L’expérience récente du gouvernement Ford en Ontario est révélatrice de ce qui risque de se passer dans un Canada amputé du Québec. Il suffit d’un simple regard de l’autre côté de la frontière internationale, où des Tremblay et des Gagnon du Vermont vivant à quelques minutes du Québec ne parlent plus un mot de français, pour comprendre l’avenir du français en l’absence d’un lien politique. Là encore, seul un lien fédéral donne l’assurance que le français continue à jouir d’une protection politique et juridique dans les autres provinces, aussi imparfaite soit-elle.
Réconcilier nos identités
Rien n’est plus potentiellement explosif que la question identitaire. Le « nous » des Québécois francophones n’est pas univoque, legs de notre histoire, raison pour laquelle il continue à faire l’objet de débats. Comme francophones (de naissance ou d’adoption), le « nous » ne s’arrête pas au Québec ; les autres francophones du pays en font aussi partie. Pour beaucoup de « nous », le Canada fait partie aussi de leur identité, sans parler de nos concitoyens anglophones, pour qui il constitue souvent la première ancre identitaire. On n’efface pas facilement quatre siècles d’histoire.
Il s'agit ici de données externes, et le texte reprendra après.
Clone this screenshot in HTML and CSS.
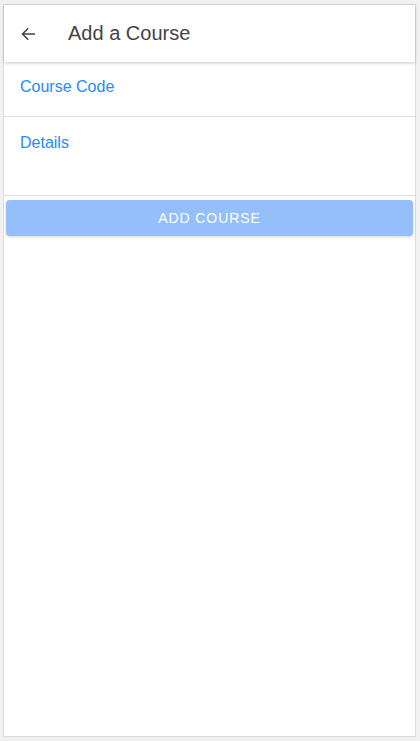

Pourquoi s’infliger des affrontements identitaires acrimonieux, raison pour laquelle les Québécois demeurent majoritairement réfractaires à un nouveau référendum ? Seule l’union fédérale nous permet, en somme, de ménager les différentes identités qui font partie du « nous » : la réponse à une réalité identitaire complexe, une réponse, il faut quand même l’admettre, qui n’a pas uniquement donné de mauvais résultats.
Il n’est pas nécessaire d’être amoureux du fédéralisme canadien (peu de Québécois le sont) pour reconnaître la valeur du lien fédéral. Le vrai défi des souverainistes n’est pas de séduire les jeunes Québécois avec un « projet de pays » (qu’on voudrait plus écologique, plus généreux, plus français, etc.), mais de proposer un substitut crédible à l’union fédérale.